* What this task involves: In the listing that follows, how many lines contain "components"? Give the number only.

'''

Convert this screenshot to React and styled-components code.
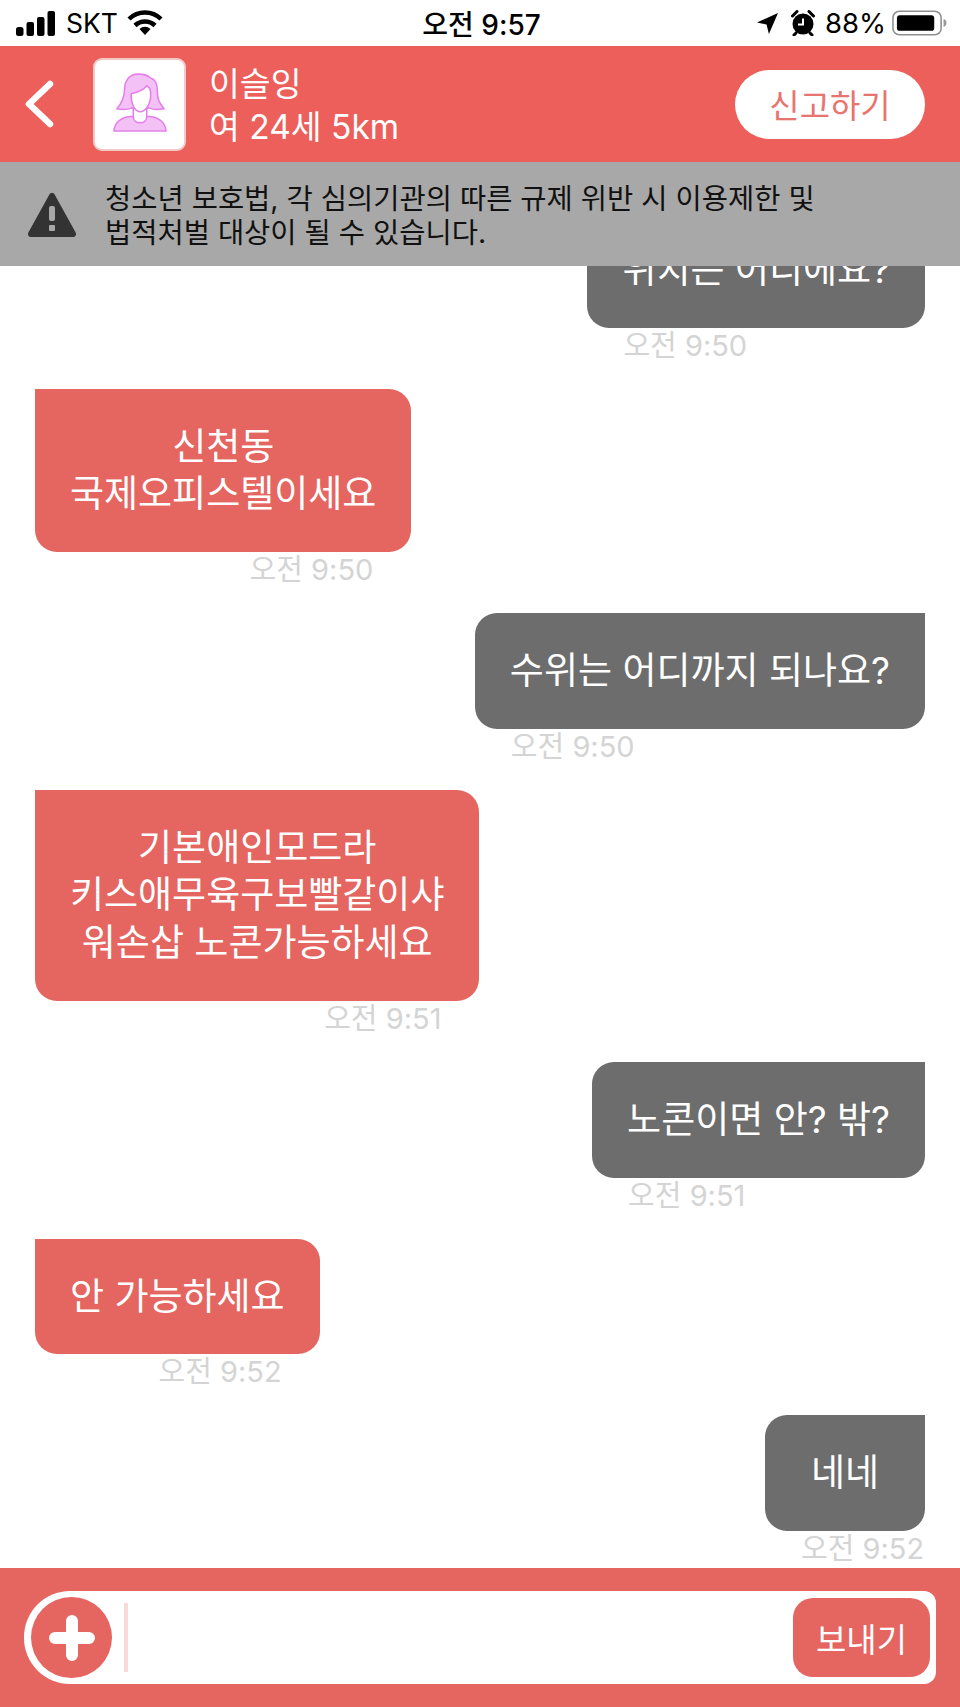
import React from "react";
import styled, { createGlobalStyle } from "styled-components";

const FONT = `Inter, "Noto Sans CJK KR", sans-serif`;

const Global = createGlobalStyle`
  html, body {
    margin: 0;
    padding: 0;
    background: #fff;
  }
  * {
    box-sizing: border-box;
  }
`;

const Page = styled.div`
  width: 960px;
  height: 1707px;
  display: flex;
  flex-direction: column;
  font-family: ${FONT};
  background: #fff;
  overflow: hidden;
`;

const StatusBar = styled.div`
  height: 46px;
  flex: none;
  display: grid;
  grid-template-columns: 1fr auto 1fr;
  align-items: center;
  padding: 0 13px 0 16px;
  color: #000;
`;

const StatusLeft = styled.div`
  display: flex;
  align-items: center;
  gap: 11px;
`;

const StatusRight = styled.div`
  display: flex;
  align-items: center;
  justify-content: flex-end;
  gap: 10px;
`;

const Carrier = styled.span`
  font-size: 26.5px;
  font-weight: 400;
  margin-right: -2px;
`;

const Clock = styled.span`
  font-size: 28px;
  font-weight: 500;
`;

const Percent = styled.span`
  font-size: 27.5px;
  font-weight: 400;
  margin-right: -4px;
`;

const Header = styled.div`
  height: 116px;
  flex: none;
  display: flex;
  align-items: center;
  background: #ec5f5b;
  padding: 0 35px 0 24px;
`;

const BackIcon = styled.svg`
  width: 30px;
  height: 50px;
  flex: none;
  margin-right: 39px;
`;

const Avatar = styled.div`
  width: 93px;
  height: 93px;
  flex: none;
  display: flex;
  align-items: center;
  justify-content: center;
  background: #fff;
  border: 2px solid #f3c9c6;
  border-radius: 9px;
  margin-right: 23px;
`;

const Profile = styled.div`
  flex: 1;
  color: #fff;
  font-size: 33.5px;
  line-height: 43px;
  padding-top: 3px;
`;

const ReportButton = styled.div`
  width: 190px;
  height: 69px;
  display: flex;
  align-items: center;
  justify-content: center;
  background: #fff;
  border-radius: 35px;
  color: #e87470;
  font-size: 33px;
`;

const Notice = styled.div`
  height: 104px;
  flex: none;
  display: flex;
  align-items: center;
  background: #a8a8a8;
  padding: 4px 0 0 27px;
  color: #111;
  font-size: 28.5px;
  line-height: 34px;
`;

const NoticeIcon = styled.svg`
  width: 50px;
  height: 48px;
  flex: none;
  margin-right: 28px;
`;

const Messages = styled.div`
  flex: 1;
  min-height: 0;
  display: flex;
  flex-direction: column;
  justify-content: flex-end;
  gap: 25px;
  overflow: hidden;
  padding: 0 35px 1px;
`;

const Row = styled.div`
  flex: none;
  display: flex;
  flex-direction: column;
  align-items: ${(p) => (p.$mine ? "flex-end" : "flex-start")};
`;

const Bubble = styled.div`
  min-width: 160px;
  background: ${(p) => (p.$mine ? "#6d6d6d" : "#e56560")};
  border-radius: ${(p) => (p.$mine ? "22px 0 22px 22px" : "0 22px 22px 22px")};
  color: #fff;
  padding: 34px 35px;
  font-size: 37px;
  line-height: 47.7px;
  text-align: center;
  white-space: nowrap;
`;

const Stamp = styled.div`
  height: 36px;
  flex: none;
  color: #d4d4d4;
  font-size: 29px;
  line-height: 36px;
  white-space: nowrap;
`;

// the stamp sits under the bubble text and must not widen the bubble
const StampWrap = styled.div`
  display: flex;
  justify-content: ${(p) => (p.$mine ? "flex-start" : "flex-end")};
  padding: ${(p) => (p.$mine ? "0 0 0 36px" : "0 38px 0 0")};
  width: 0;
  min-width: 100%;
`;

const BubbleBox = styled.div`
  display: flex;
  flex-direction: column;
`;

const Footer = styled.div`
  height: 139px;
  flex: none;
  background: #e56560;
  padding: 23px 24px;
`;

const InputBar = styled.div`
  height: 93px;
  display: flex;
  align-items: center;
  background: #fff;
  border-radius: 46px 12px 12px 46px;
  padding: 0 6px 0 7px;
`;

const PlusButton = styled.div`
  width: 81px;
  height: 81px;
  flex: none;
  border-radius: 50%;
  background: #e56560;
  display: flex;
  align-items: center;
  justify-content: center;
`;

const Caret = styled.div`
  width: 4px;
  height: 69px;
  flex: none;
  margin-left: 12px;
  background: #f9d8d8;
`;

const SendButton = styled.div`
  width: 137px;
  height: 79px;
  margin-left: auto;
  display: flex;
  align-items: center;
  justify-content: center;
  background: #e56560;
  border-radius: 20px;
  color: #fff;
  font-size: 33px;
`;

const chats = [
  { mine: true, lines: ["위치는 어디에요?"], time: "오전 9:50" },
  { mine: false, lines: ["신천동", "국제오피스텔이세요"], time: "오전 9:50" },
  { mine: true, lines: ["수위는 어디까지 되나요?"], time: "오전 9:50" },
  { mine: false, lines: ["기본애인모드라", "키스애무육구보빨같이샤", "워손삽 노콘가능하세요"], time: "오전 9:51" },
  { mine: true, lines: ["노콘이면 안? 밖?"], time: "오전 9:51" },
  { mine: false, lines: ["안 가능하세요"], time: "오전 9:52" },
  { mine: true, lines: ["네네"], time: "오전 9:52" },
];

const Signal = () => (
  <svg width="39" height="25" viewBox="0 0 39 25">
    <rect x="0" y="16" width="7.5" height="9" rx="2.5" fill="#000" />
    <rect x="10.5" y="11" width="7.5" height="14" rx="2" fill="#000" />
    <rect x="21" y="6" width="7.5" height="19" rx="2" fill="#000" />
    <rect x="31.5" y="0" width="7.5" height="25" rx="2" fill="#000" />
  </svg>
);

const Wifi = () => (
  <svg width="36" height="26" viewBox="0 0 36 26">
    <path d="M18 25l-5.5-6a8 8 0 0 1 11 0z" fill="#000" />
    <path d="M2 9a23 23 0 0 1 32 0M8 15.5a14.5 14.5 0 0 1 20 0" fill="none" stroke="#000" strokeWidth="4.5" />
  </svg>
);

const LocationArrow = () => (
  <svg width="21" height="21" viewBox="0 0 22 22" style={{ marginRight: 3 }}>
    <path d="M22 0L12.5 22 10 12 0 10z" fill="#000" />
  </svg>
);

const Alarm = () => (
  <svg width="24" height="26" viewBox="0 0 24 26">
    <circle cx="12" cy="14" r="10.5" fill="#000" />
    <path d="M1.5 6l4.500-4.500M22.500 6L18 1.5M5 23l-2 2M19 23l2 2" stroke="#000" strokeWidth="3" strokeLinecap="round" />
    <path d="M12 8.500v6H7" fill="none" stroke="#fff" strokeWidth="2" />
  </svg>
);

const Battery = () => (
  <svg width="55" height="26" viewBox="0 0 56 26">
    <rect x="1" y="1" width="49" height="24" rx="6.5" fill="none" stroke="#8f8f8f" strokeWidth="1.6" />
    <rect x="5" y="5" width="38" height="16" rx="3" fill="#000" />
    <path d="M52.500 9c2 .6 3 2 3 4s-1 3.400-3 4z" fill="#9a9a9a" />
  </svg>
);

const WomanIcon = () => (
  <svg width="54" height="62" viewBox="0 0 56 64">
    <path d="M1 60c1-10 8-14 17-15h20c9 1 16 5 17 15z" fill="#f4c1f7" stroke="#e57fec" strokeWidth="1.6" strokeLinejoin="round" />
    <path d="M21 36v9c0 4 3 6.500 7 6.500s7-2.500 7-6.500v-9z" fill="#fff" stroke="#e57fec" strokeWidth="1.6" />
    <path d="M26 1c-9 0-14 7-14 16 0 8-2 13-8 20 5 1 11 1 16-1h17c5 2 11 2 16 1-5-6-7-10-7-18 0-9-3-13-7-14-3-3-8-4-13-4z" fill="#f4c1f7" stroke="#e57fec" strokeWidth="1.6" strokeLinejoin="round" />
    <path d="M35 13c-4 5-9 7-16 8-1 9 3 19 9 19s12-9 11-20c0-3-1-5-4-7z" fill="#fff" stroke="#e57fec" strokeWidth="1.6" strokeLinejoin="round" />
  </svg>
);

export default function App() {
  return (
    <Page>
      <Global />
      <StatusBar>
        <StatusLeft>
          <Signal />
          <Carrier>SKT</Carrier>
          <Wifi />
        </StatusLeft>
        <Clock>오전 9:57</Clock>
        <StatusRight>
          <LocationArrow />
          <Alarm />
          <Percent>88%</Percent>
          <Battery />
        </StatusRight>
      </StatusBar>

      <Header>
        <BackIcon viewBox="0 0 30 50">
          <path d="M26 5L5 25l21 20" fill="none" stroke="#fff" strokeWidth="6.5" strokeLinecap="round" strokeLinejoin="round" />
        </BackIcon>
        <Avatar>
          <WomanIcon />
        </Avatar>
        <Profile>
          이슬잉
          <br />
          여 24세 5km
        </Profile>
        <ReportButton>신고하기</ReportButton>
      </Header>

      <Notice>
        <NoticeIcon viewBox="0 0 50 48">
          <path d="M25 4L46 42H4z" fill="#333" stroke="#333" strokeWidth="6" strokeLinejoin="round" />
          <rect x="22" y="14" width="6" height="15" rx="2" fill="#a8a8a8" />
          <rect x="22" y="33" width="6" height="6" rx="1" fill="#a8a8a8" />
        </NoticeIcon>
        <div>
          청소년 보호법, 각 심의기관의 따른 규제 위반 시 이용제한 및
          <br />
          법적처벌 대상이 될 수 있습니다.
        </div>
      </Notice>

      <Messages>
        {chats.map((c, i) => (
          <Row key={i} $mine={c.mine}>
            <BubbleBox>
              <Bubble $mine={c.mine}>
                {c.lines.map((l, j) => (
                  <div key={j}>{l}</div>
                ))}
              </Bubble>
              <StampWrap $mine={c.mine}>
                <Stamp>{c.time}</Stamp>
              </StampWrap>
            </BubbleBox>
          </Row>
        ))}
      </Messages>

      <Footer>
        <InputBar>
          <PlusButton>
            <svg width="50" height="50" viewBox="0 0 50 50">
              <path d="M25 8v34M8 25h34" stroke="#fff" strokeWidth="12" strokeLinecap="round" />
            </svg>
          </PlusButton>
          <Caret />
          <SendButton>보내기</SendButton>
        </InputBar>
      </Footer>
    </Page>
  );
}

'''

* Response: 2